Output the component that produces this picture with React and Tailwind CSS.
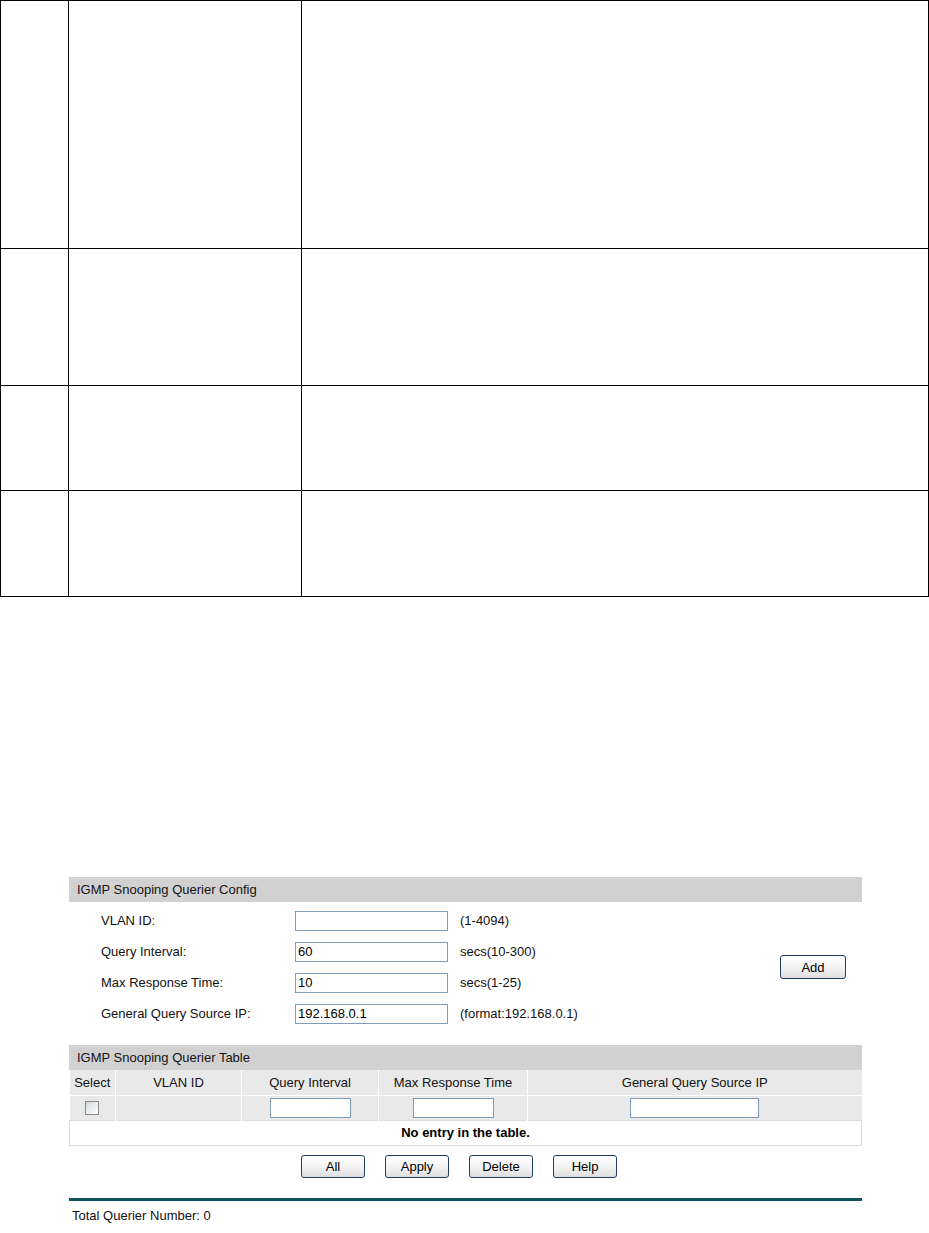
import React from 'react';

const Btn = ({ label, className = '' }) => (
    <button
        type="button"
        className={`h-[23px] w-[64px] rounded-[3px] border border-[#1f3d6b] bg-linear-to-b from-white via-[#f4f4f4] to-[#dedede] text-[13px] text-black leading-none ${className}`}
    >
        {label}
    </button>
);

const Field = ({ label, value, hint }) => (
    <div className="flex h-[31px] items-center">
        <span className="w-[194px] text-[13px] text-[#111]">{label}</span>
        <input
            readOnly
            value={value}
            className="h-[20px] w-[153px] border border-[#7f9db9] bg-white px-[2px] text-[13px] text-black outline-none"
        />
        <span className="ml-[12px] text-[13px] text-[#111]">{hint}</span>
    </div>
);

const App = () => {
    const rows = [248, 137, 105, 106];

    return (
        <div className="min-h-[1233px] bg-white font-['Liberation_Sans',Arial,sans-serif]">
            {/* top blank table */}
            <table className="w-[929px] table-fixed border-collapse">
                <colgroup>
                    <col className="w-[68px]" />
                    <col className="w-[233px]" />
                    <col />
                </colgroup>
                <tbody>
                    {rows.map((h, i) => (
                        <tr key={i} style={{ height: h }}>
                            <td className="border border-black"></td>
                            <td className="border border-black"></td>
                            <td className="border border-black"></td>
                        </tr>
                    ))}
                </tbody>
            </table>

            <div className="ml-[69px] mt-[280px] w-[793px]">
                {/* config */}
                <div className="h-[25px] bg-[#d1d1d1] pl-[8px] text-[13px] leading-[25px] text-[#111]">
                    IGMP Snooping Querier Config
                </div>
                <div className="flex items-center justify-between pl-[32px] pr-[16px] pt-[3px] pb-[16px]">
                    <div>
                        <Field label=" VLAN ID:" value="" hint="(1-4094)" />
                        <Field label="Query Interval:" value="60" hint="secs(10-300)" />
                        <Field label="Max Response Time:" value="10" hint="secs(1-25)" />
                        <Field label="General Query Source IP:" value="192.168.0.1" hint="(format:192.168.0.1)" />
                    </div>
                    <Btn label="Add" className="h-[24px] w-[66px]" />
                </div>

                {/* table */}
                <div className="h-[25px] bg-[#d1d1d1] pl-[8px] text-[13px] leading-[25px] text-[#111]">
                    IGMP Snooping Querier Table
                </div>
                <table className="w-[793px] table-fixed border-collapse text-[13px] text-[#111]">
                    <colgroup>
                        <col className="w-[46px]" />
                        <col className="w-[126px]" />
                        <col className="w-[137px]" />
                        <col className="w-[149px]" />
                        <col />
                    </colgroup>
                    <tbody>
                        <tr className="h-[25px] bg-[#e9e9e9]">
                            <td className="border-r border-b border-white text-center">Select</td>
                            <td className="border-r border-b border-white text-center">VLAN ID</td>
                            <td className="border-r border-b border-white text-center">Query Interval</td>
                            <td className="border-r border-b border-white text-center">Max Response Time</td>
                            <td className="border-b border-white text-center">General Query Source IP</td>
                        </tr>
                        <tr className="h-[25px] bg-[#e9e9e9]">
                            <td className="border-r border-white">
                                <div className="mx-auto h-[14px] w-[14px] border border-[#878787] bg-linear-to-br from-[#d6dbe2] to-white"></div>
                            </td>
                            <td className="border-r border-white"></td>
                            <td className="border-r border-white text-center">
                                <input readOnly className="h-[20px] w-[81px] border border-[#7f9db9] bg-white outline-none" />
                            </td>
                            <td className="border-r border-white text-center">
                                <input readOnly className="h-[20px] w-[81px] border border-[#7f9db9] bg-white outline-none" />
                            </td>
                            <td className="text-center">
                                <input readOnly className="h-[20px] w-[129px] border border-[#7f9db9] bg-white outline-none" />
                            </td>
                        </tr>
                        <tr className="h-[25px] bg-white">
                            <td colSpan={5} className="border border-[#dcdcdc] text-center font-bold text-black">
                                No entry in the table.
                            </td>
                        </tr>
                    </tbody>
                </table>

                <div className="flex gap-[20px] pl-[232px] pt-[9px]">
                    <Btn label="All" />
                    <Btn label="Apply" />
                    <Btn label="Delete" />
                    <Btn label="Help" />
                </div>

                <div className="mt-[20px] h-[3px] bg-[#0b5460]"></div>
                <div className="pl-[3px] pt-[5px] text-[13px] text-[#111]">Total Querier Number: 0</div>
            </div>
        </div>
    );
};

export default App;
********
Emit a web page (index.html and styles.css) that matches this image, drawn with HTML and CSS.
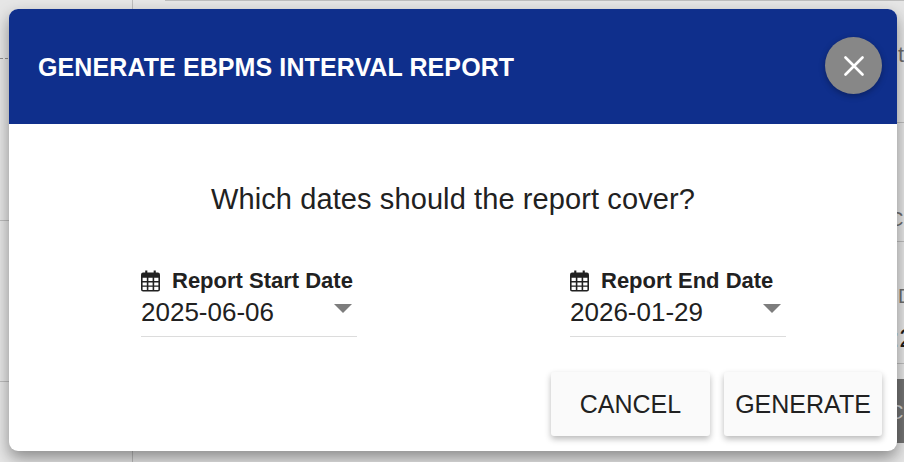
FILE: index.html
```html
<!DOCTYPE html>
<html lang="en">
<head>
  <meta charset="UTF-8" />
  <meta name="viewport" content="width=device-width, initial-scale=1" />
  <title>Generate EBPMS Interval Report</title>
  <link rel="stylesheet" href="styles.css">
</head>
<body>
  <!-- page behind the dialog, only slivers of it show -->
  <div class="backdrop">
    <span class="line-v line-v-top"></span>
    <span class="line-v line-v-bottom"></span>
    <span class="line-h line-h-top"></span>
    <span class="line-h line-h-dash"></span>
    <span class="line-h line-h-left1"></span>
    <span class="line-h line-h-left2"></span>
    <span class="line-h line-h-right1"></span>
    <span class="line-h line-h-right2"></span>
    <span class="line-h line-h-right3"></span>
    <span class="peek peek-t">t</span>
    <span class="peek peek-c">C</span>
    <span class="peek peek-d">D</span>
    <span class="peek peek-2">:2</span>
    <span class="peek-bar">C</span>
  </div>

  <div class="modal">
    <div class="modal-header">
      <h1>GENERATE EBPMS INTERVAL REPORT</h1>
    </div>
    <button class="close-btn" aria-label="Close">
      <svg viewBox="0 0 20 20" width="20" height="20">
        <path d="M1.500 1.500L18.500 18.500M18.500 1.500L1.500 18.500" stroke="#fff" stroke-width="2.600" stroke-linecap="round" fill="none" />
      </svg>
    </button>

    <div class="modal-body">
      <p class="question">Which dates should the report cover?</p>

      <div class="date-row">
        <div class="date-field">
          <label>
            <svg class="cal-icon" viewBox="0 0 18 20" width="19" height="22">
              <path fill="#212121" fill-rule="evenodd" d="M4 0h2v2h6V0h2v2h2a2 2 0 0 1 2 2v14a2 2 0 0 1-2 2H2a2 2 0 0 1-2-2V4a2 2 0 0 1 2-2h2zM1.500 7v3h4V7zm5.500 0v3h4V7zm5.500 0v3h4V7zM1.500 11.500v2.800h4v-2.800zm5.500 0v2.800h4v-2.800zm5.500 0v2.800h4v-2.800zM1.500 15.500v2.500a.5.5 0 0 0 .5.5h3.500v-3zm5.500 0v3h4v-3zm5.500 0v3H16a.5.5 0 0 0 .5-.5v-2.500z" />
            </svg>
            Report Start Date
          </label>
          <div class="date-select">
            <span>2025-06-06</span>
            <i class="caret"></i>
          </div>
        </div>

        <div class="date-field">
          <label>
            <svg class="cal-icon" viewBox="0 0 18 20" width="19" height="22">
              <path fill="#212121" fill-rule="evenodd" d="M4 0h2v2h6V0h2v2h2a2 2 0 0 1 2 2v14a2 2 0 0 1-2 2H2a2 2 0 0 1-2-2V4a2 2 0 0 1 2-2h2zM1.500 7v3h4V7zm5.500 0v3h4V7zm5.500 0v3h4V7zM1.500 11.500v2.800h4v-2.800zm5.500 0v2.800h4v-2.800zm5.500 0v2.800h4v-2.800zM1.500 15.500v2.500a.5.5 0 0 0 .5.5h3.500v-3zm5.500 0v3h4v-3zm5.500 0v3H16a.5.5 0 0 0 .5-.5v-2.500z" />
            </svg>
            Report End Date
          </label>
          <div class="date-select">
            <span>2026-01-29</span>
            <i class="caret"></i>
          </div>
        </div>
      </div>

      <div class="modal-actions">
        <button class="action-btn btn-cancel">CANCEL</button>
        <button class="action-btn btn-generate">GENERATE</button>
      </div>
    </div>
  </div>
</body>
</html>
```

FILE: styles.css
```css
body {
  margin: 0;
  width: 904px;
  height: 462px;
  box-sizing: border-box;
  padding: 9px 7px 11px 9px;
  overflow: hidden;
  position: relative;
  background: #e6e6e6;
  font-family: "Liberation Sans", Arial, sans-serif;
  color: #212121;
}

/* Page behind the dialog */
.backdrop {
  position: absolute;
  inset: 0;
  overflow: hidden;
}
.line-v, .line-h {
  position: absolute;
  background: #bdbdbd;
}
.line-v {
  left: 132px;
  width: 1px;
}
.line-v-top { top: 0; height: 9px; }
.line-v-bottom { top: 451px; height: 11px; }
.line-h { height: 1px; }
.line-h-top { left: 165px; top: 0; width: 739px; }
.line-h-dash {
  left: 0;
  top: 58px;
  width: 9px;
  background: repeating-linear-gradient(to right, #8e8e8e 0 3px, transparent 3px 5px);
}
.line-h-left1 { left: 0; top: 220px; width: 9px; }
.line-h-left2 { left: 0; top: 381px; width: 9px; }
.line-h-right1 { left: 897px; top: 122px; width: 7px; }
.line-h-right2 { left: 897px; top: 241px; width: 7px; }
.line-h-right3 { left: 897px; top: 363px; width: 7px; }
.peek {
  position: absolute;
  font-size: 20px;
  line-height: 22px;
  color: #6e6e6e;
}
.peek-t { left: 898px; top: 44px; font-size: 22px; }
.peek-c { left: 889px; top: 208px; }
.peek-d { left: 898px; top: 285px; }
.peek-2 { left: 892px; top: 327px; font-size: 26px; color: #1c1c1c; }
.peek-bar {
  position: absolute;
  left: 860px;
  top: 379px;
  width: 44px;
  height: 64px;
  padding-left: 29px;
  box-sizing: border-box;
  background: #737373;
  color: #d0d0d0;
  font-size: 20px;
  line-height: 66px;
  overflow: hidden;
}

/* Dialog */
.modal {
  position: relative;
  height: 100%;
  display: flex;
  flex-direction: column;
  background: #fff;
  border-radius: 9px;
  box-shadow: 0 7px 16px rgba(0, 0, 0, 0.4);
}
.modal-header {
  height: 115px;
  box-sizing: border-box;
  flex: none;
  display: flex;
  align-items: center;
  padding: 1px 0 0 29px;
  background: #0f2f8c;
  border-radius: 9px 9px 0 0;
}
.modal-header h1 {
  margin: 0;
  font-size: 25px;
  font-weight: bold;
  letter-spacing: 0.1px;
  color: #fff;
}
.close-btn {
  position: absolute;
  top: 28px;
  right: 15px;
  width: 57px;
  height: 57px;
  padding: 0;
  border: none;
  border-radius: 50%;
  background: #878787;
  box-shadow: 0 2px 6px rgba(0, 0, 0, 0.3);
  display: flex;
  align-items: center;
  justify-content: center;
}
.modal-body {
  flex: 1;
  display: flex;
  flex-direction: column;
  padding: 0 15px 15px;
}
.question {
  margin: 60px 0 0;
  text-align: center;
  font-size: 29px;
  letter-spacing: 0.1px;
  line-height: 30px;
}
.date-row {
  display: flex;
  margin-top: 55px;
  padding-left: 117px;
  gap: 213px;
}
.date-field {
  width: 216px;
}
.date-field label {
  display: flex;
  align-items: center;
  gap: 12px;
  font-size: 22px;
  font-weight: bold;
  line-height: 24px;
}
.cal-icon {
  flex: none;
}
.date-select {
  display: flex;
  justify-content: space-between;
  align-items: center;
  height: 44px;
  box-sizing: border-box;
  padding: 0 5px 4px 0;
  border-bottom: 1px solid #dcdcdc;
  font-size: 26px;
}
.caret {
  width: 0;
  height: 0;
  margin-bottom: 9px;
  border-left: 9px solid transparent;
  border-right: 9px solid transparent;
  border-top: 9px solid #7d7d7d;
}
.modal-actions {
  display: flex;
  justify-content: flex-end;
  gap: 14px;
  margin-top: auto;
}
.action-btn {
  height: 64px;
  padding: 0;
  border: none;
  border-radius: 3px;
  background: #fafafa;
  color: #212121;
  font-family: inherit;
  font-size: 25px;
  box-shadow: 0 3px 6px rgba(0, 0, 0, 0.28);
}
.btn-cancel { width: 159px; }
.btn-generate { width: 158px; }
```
********
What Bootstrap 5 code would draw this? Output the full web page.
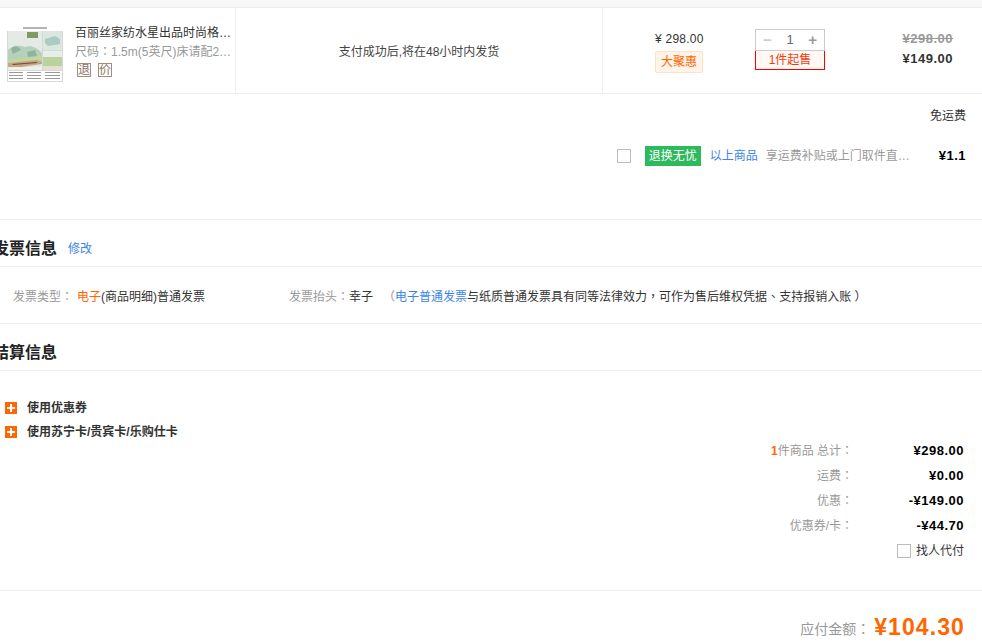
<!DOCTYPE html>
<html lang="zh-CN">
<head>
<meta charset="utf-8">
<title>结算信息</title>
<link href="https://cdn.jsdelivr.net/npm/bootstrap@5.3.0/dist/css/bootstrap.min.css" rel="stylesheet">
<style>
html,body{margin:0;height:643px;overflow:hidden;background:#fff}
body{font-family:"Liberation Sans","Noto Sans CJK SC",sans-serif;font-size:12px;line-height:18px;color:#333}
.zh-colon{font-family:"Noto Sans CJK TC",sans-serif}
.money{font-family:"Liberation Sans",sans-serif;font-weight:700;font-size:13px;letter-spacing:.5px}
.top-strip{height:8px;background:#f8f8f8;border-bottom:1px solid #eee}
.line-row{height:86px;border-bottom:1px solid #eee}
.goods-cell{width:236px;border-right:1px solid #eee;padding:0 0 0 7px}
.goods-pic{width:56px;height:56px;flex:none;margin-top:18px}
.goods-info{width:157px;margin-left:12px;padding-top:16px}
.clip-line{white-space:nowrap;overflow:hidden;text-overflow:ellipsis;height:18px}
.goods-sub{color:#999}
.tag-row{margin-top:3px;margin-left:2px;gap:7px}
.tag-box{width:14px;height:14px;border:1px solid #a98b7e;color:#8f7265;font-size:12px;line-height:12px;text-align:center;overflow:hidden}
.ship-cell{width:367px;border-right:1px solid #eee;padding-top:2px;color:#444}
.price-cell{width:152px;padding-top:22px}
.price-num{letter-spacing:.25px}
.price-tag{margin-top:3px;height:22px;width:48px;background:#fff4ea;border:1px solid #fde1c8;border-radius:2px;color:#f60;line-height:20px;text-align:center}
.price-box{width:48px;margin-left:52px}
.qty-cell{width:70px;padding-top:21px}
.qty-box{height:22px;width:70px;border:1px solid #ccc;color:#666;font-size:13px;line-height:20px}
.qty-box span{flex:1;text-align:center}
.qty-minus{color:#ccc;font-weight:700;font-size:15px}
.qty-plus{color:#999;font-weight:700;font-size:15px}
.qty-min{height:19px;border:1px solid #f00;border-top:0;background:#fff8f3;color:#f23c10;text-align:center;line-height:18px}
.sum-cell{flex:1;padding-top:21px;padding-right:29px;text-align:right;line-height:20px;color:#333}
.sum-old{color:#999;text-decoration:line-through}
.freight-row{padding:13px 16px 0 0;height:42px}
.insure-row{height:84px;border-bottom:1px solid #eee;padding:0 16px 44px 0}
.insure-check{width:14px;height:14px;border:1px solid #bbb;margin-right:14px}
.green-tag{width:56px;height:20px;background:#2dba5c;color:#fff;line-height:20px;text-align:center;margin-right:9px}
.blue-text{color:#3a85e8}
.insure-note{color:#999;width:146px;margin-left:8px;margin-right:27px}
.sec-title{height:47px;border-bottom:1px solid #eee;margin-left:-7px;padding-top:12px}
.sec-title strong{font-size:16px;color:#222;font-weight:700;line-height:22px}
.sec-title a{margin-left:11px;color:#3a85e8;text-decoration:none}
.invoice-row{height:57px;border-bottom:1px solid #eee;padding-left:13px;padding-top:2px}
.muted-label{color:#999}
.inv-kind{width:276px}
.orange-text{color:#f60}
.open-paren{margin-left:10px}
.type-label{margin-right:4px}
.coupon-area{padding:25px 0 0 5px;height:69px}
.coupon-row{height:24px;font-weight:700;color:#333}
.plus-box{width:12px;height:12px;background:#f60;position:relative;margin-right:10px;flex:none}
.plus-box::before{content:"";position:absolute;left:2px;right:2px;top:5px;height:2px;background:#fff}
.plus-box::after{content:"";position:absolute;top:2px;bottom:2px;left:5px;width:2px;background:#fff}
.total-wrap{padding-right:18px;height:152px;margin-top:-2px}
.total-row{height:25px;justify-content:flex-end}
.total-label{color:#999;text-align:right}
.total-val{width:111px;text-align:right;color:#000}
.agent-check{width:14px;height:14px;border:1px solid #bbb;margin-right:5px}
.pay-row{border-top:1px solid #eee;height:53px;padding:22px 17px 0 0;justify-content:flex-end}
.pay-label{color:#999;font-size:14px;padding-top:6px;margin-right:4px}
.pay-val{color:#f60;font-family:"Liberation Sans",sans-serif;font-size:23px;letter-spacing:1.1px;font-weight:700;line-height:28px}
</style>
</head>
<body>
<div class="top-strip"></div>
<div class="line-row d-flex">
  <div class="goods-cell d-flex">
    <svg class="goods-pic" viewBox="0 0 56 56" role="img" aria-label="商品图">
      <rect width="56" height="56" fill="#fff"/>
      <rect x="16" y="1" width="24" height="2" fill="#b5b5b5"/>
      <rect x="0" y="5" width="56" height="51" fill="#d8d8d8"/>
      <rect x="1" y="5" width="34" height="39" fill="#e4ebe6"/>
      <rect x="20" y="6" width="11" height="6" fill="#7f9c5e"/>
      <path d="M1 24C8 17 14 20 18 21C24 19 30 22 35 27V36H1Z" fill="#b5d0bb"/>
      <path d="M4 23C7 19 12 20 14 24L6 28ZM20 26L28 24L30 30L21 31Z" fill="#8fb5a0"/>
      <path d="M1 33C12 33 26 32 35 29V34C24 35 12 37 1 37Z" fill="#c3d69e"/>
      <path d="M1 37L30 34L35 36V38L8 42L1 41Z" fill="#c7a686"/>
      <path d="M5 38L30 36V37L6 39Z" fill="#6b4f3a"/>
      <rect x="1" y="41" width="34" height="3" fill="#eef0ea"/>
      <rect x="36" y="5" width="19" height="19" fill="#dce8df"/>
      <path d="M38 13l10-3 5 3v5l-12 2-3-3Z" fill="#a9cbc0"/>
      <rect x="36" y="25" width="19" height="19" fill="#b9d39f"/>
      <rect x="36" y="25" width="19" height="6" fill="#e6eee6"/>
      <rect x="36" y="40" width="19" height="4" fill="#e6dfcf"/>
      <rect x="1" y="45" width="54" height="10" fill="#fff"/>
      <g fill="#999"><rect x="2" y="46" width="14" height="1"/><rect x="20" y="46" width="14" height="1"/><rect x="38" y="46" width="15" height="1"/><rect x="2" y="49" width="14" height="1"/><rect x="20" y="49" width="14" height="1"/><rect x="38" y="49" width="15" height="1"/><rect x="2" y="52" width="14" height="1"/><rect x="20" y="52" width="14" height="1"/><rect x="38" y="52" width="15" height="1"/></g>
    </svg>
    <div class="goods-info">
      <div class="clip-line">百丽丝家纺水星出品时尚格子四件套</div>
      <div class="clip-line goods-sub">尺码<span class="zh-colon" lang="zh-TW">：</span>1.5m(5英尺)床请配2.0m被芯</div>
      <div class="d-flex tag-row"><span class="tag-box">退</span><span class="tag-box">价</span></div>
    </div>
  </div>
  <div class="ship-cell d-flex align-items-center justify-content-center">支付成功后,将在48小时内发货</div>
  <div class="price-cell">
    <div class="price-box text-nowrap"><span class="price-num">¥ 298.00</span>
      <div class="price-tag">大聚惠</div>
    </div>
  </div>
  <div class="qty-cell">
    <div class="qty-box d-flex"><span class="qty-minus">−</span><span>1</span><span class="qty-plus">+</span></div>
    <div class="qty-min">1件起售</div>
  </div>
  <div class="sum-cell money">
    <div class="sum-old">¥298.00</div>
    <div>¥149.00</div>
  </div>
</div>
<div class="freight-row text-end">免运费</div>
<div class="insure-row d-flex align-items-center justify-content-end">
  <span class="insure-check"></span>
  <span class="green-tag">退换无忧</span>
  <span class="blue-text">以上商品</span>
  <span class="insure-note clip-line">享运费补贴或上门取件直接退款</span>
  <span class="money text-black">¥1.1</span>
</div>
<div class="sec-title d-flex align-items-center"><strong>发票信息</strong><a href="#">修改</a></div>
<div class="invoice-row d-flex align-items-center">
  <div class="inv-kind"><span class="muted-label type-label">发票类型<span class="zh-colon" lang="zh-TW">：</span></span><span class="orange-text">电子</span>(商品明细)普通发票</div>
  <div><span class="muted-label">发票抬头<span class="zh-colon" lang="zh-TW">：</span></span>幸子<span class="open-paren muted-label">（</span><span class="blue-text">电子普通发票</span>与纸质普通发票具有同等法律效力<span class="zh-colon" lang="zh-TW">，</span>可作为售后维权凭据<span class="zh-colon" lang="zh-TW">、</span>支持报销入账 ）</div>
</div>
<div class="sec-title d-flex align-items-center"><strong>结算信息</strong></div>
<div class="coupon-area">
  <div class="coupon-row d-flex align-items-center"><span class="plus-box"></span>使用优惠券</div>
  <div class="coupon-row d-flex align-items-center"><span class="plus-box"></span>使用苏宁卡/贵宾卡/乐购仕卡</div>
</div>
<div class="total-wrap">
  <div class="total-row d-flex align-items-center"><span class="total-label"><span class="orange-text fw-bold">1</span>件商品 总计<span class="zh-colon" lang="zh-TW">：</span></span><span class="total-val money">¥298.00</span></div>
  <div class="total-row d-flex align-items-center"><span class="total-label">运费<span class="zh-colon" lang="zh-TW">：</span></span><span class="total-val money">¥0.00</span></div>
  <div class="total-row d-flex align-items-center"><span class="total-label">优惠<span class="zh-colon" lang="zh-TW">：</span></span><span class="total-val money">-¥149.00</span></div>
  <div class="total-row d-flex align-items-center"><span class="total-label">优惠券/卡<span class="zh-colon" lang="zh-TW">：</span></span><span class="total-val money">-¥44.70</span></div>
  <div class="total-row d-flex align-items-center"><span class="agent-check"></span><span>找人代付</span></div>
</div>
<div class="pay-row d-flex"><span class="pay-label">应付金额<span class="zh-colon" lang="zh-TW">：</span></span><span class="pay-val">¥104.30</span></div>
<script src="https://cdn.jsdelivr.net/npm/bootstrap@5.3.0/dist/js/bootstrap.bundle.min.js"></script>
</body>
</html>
********
In the listing above, find the line with "Output the component" and the line with "const rows = [248, 137, 105, 106];". Set down both and every line between them, minus the pictures.

> **Correct response**:
Output the component that produces this picture with React and Tailwind CSS.
import React from 'react';

const Btn = ({ label, className = '' }) => (
    <button
        type="button"
        className={`h-[23px] w-[64px] rounded-[3px] border border-[#1f3d6b] bg-linear-to-b from-white via-[#f4f4f4] to-[#dedede] text-[13px] text-black leading-none ${className}`}
    >
        {label}
    </button>
);

const Field = ({ label, value, hint }) => (
    <div className="flex h-[31px] items-center">
        <span className="w-[194px] text-[13px] text-[#111]">{label}</span>
        <input
            readOnly
            value={value}
            className="h-[20px] w-[153px] border border-[#7f9db9] bg-white px-[2px] text-[13px] text-black outline-none"
        />
        <span className="ml-[12px] text-[13px] text-[#111]">{hint}</span>
    </div>
);

const App = () => {
    const rows = [248, 137, 105, 106];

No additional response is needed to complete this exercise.